Running on a predetermined schedule, the Canary Engine applies for an exemption within the Compliance Engine for the deployment of Canary Resources – a composition of misconfigured resources represented by cloud formation templates, deployed to target accounts according to a test specification file, used to determine the canary coverage within each account.
Once the canaries are deployed, the config rules are expected to be automatically invoked, with the resultant compliance event routed to the Compliance Engine, subscribing the Canary Engine to downstream events henceforth. A canary run is deemed to have passed if the compliance event for its resources is evaluated to be compliant with exemption.
As a final step, prior to the expiry of the exemption, the engine will tear down the canary resources and restore the engine to its normal operating standards, ready for the next cycle of compliance measures.
Conclusion
Having initially been created for a major financial institution in ASEAN, this compliance suite is a trio of serverless applications which are ready to be rolled out to a client already equipped with a core automation pipeline from the Sourced Core Foundations Programme.
Rolling out the compliance suite provides numerous business values, primarily enabling the client’s cloud program to successfully launch within the compliance mandates of the organisation and the industry it operates within, leading to long-term cloud adoption and workload migration.

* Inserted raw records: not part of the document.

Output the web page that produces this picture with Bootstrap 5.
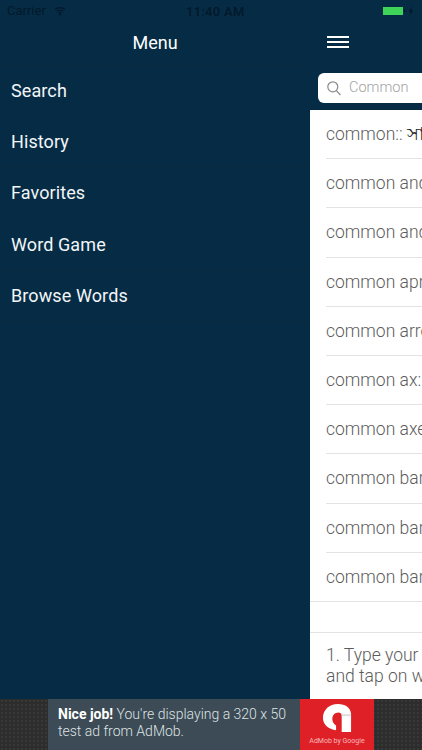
<!DOCTYPE html>
<html lang="en">

<head>
    <meta charset="UTF-8">
    <meta name="viewport" content="width=device-width, initial-scale=1.0">
    <title>Dictionary Menu</title>
    <link href="https://cdn.jsdelivr.net/npm/bootstrap@5.3.0/dist/css/bootstrap.min.css" rel="stylesheet">
    <style>
        html, body { height: 750px; overflow: hidden; }
        body { font-family: Roboto, "Noto Sans", sans-serif; background: #062c45; }
        .app-shell { width: 422px; height: 750px; position: relative; }
        .app-top { height: 699px; }
        .status-strip { position: absolute; top: 0; left: 0; width: 422px; height: 22px; color: #02182a; font-size: 13px; padding: 0 6px 0 7px; z-index: 2; }
        .status-time { position: absolute; left: 186px; top: 2px; font-weight: 500; font-size: 13px; letter-spacing: .3px; }
        .side-menu { width: 310px; background: #062c45; color: #fff; padding-top: 20px; flex: none; }
        .menu-title { height: 46px; font-size: 18px; border-bottom: 1px solid #0a2a40; }
        .menu-row { height: 51.2px; font-size: 18px; padding-left: 11px; padding-bottom: 1px; border-bottom: 1px solid #0a2a40; letter-spacing: .1px; color: #f2f6f8; }
        .main-pane { width: 112px; background: #062c45; flex: none; overflow: hidden; }
        .main-head { height: 65px; padding: 36px 0 0 17px; }
        .burger { width: 22px; height: 12px; border-top: 2px solid #fff; border-bottom: 2px solid #fff; position: relative; }
        .burger::after { content: ""; position: absolute; left: 0; right: 0; top: 3px; height: 2px; background: #fff; }
        .search-wrap { height: 45px; padding: 8px 0 0 8px; }
        .search-field { width: 130px; height: 30px; background: #fff; border-radius: 6px; padding-left: 9px; gap: 8px; color: #a2a2a2; font-size: 14.5px; font-weight: 300; }
        .word-list { background: #fff; height: 589px; color: #5c5c5c; font-weight: 300; font-size: 17.5px; white-space: nowrap; }
        .word-row { height: 49.2px; padding-left: 16px; }
        .word-row span { display: block; width: 96px; line-height: 48px; overflow: hidden; border-bottom: 1px solid #e3e3e3; height: 49.2px; }
        .word-row span b { font-weight: 400; color: #222; font-family: "Noto Sans", "DejaVu Sans", sans-serif; line-height: 1; }
        .blank-row { height: 32px; border-top: 1px solid #e3e3e3; border-bottom: 1px solid #e3e3e3; margin-top: -1px; }
        .help-text { padding: 12px 0 0 16px; line-height: 21px; width: 300px; }
        .ad-strip { height: 51px; background-color: #2d2d2d; background-image: radial-gradient(#383838 1px, transparent 1px); background-size: 4px 4px; }
        .ad-inner { width: 326px; height: 51px; background: #3c4b55; }
        .ad-copy { width: 252px; padding: 7px 0 0 10px; color: #dfe3e6; font-size: 14px; line-height: 17px; font-weight: 300; }
        .ad-copy strong { color: #fff; font-weight: 700; }
        .ad-badge { width: 74px; height: 51px; background: #e02027; color: #f6b9bb; }
        .ad-badge small { font-size: 7px; line-height: 8px; white-space: nowrap; margin-top: 4px; }
    </style>
</head>

<body>
    <div class="app-shell d-flex flex-column">
        <div class="status-strip d-flex align-items-center">
            <span>Carrier</span>
            <svg class="ms-2" width="12" height="10" viewBox="0 0 14 10" fill="none" stroke="#02182a" stroke-width="1.5">
                <path d="M1 3.4C4.5 .3 9.5 .3 13 3.4" />
                <path d="M3.2 5.6C5.4 3.7 8.6 3.7 10.8 5.6" />
                <path d="M5.3 7.6C6.3 6.8 7.7 6.8 8.7 7.6" />
                <circle cx="7" cy="9" r=".6" />
            </svg>
            <span class="status-time">11:40 AM</span>
            <svg class="ms-auto" width="33" height="10" viewBox="0 0 33 10">
                <rect x="0" y="1" width="20" height="8" fill="#3ed45a" />
                <rect x="21" y="3.5" width="1.3" height="3" fill="#02182a" />
                <path d="M29 .5L25.6 5.6H27.6L26.8 9.5L30.2 4.4H28.2Z" fill="#02182a" />
            </svg>
        </div>

        <div class="app-top d-flex">
            <nav class="side-menu">
                <div class="menu-title d-flex align-items-center justify-content-center">Menu</div>
                <div class="menu-row d-flex align-items-center">Search</div>
                <div class="menu-row d-flex align-items-center">History</div>
                <div class="menu-row d-flex align-items-center">Favorites</div>
                <div class="menu-row d-flex align-items-center">Word Game</div>
                <div class="menu-row d-flex align-items-center">Browse Words</div>
            </nav>

            <div class="main-pane">
                <div class="main-head">
                    <div class="burger"></div>
                </div>
                <div class="search-wrap">
                    <div class="search-field d-flex align-items-center">
                        <svg width="14" height="15" viewBox="0 0 14 15" fill="none" stroke="#8a8a8a" stroke-width="1.2">
                            <circle cx="5.8" cy="5.8" r="5" />
                            <path d="M9.4 9.6L13.4 14" />
                        </svg>
                        <span>Common</span>
                    </div>
                </div>
                <div class="word-list" id="wordList">
                    <div class="word-row"><span>common:: <b>সাধারণ</b></span></div>
                </div>
            </div>
        </div>

        <div class="ad-strip d-flex justify-content-center">
            <div class="ad-inner d-flex">
                <div class="ad-copy"><strong>Nice job!</strong> You're displaying a 320 x 50 test ad from AdMob.</div>
                <div class="ad-badge d-flex flex-column align-items-center">
                    <svg class="mt-1" width="30" height="30" viewBox="0 0 32 32">
                        <path d="M31 31H21V13C21 11 19.5 10 17.5 10C13.5 10 11 13 11 17C11 20 12.5 22.5 15 24V29C7 28 1 23 1 16C1 7 8 1 17 1C25 1 31 5 31 12Z" fill="#fff" />
                        <path d="M21 12L31 12V14L21 14Z" fill="#dcdcdc" />
                    </svg>
                    <small>AdMob by Google</small>
                </div>
            </div>
        </div>
    </div>

    <script src="https://cdn.jsdelivr.net/npm/bootstrap@5.3.0/dist/js/bootstrap.bundle.min.js"></script>
    <script>
        const wordList = document.getElementById("wordList");
        const words = ["common and garden", "common and preferred", "common apron", "common arrow", "common ax::", "common axe", "common barberry", "common barley", "common barn"];

        words.forEach(word => {
            wordList.insertAdjacentHTML("beforeend", `<div class="word-row"><span>${word}</span></div>`);
        });
        wordList.insertAdjacentHTML("beforeend", `<div class="blank-row"></div>`);
        wordList.insertAdjacentHTML("beforeend", `<div class="help-text">1. Type your word<br>and tap on word</div>`);
    </script>
</body>

</html>
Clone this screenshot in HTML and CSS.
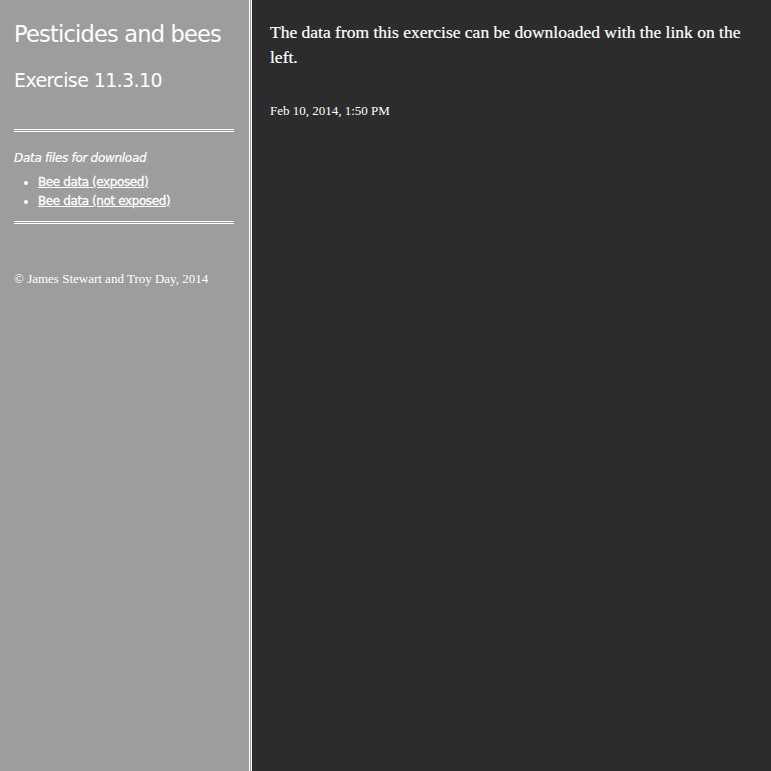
FILE: index.html
```html
<!DOCTYPE html>
<html>
<head>
<meta charset="utf-8">
<link rel="stylesheet" href="styles.css">
</head>
<body>
<div class="page">
  <aside class="sidebar">
    <h1 class="title">Pesticides and bees</h1>
    <h2 class="subtitle">Exercise 11.3.10</h2>
    <hr class="rule rule-top">
    <div class="downloads">
      <p class="downloads-label">Data files for download</p>
      <ul class="downloads-list">
        <li><a href="#">Bee data (exposed)</a></li>
        <li><a href="#">Bee data (not exposed)</a></li>
      </ul>
    </div>
    <hr class="rule rule-bottom">
    <p class="copyright">© James Stewart and Troy Day, 2014</p>
  </aside>
  <main class="content">
    <p class="intro">The data from this exercise can be downloaded with the link on the left.</p>
    <p class="date">Feb 10, 2014, 1:50 PM</p>
  </main>
</div>
</body>
</html>
```
FILE: styles.css
```css
html, body {
  margin: 0;
  padding: 0;
  height: 100%;
}
body {
  background: #2c2c2c;
  color: #fff;
}
.page {
  display: flex;
  min-height: 100vh;
}
.sidebar {
  width: 220px;
  flex: none;
  padding: 0 15px 0 14px;
  background: #9d9d9d;
  border-right: 3px double #fff;
  font-family: "DejaVu Sans", Verdana, sans-serif;
}
.title {
  margin: 0;
  padding-top: 19px;
  font-size: 22.5px;
  line-height: 30px;
  font-weight: normal;
  letter-spacing: -0.8px;
}
.subtitle {
  margin: 19px 0 0;
  font-size: 19px;
  line-height: 24px;
  font-weight: normal;
  letter-spacing: -0.6px;
}
.rule {
  border: 0;
  border-top: 3px double #fff;
  margin: 0;
  height: 0;
}
.rule-top {
  margin-top: 37px;
}
.downloads {
  padding: 18px 0 10px;
}
.downloads-label {
  margin: 0;
  font-size: 12px;
  font-style: italic;
  line-height: 16px;
  letter-spacing: -0.3px;
  -webkit-text-stroke: 0.2px #fff;
}
.downloads-list {
  margin: 7px 0 0;
  padding-left: 24px;
  font-size: 12px;
  line-height: 19px;
}
.downloads-list a {
  color: #fff;
  font-weight: normal;
  text-decoration: underline;
  letter-spacing: -0.4px;
  -webkit-text-stroke: 0.3px #fff;
}
.copyright {
  margin: 47px 0 0;
  font-family: "Liberation Serif", "Times New Roman", serif;
  font-size: 13px;
}
.content {
  flex: 1;
  padding: 0 18px;
  font-family: "Liberation Serif", "Times New Roman", serif;
}
.intro {
  margin: 20px 0 0;
  font-size: 17.5px;
  line-height: 25px;
  -webkit-text-stroke: 0.2px #fff;
}
.date {
  margin: 33px 0 0;
  font-size: 13px;
}
```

The compliance suite furnishes the client’s cloud platform with the necessary detective controls (Canary Engine), ensuring accuracy (Rules Engine), managing coverage, and allowing exemptions to rule via exemption management (Compliance Engine). This ultimately provides Cloud Security, Operations, and Development teams, as well as Application leads, with a bespoke single plane of glass to assess the compliance posture of their entire cloud environment.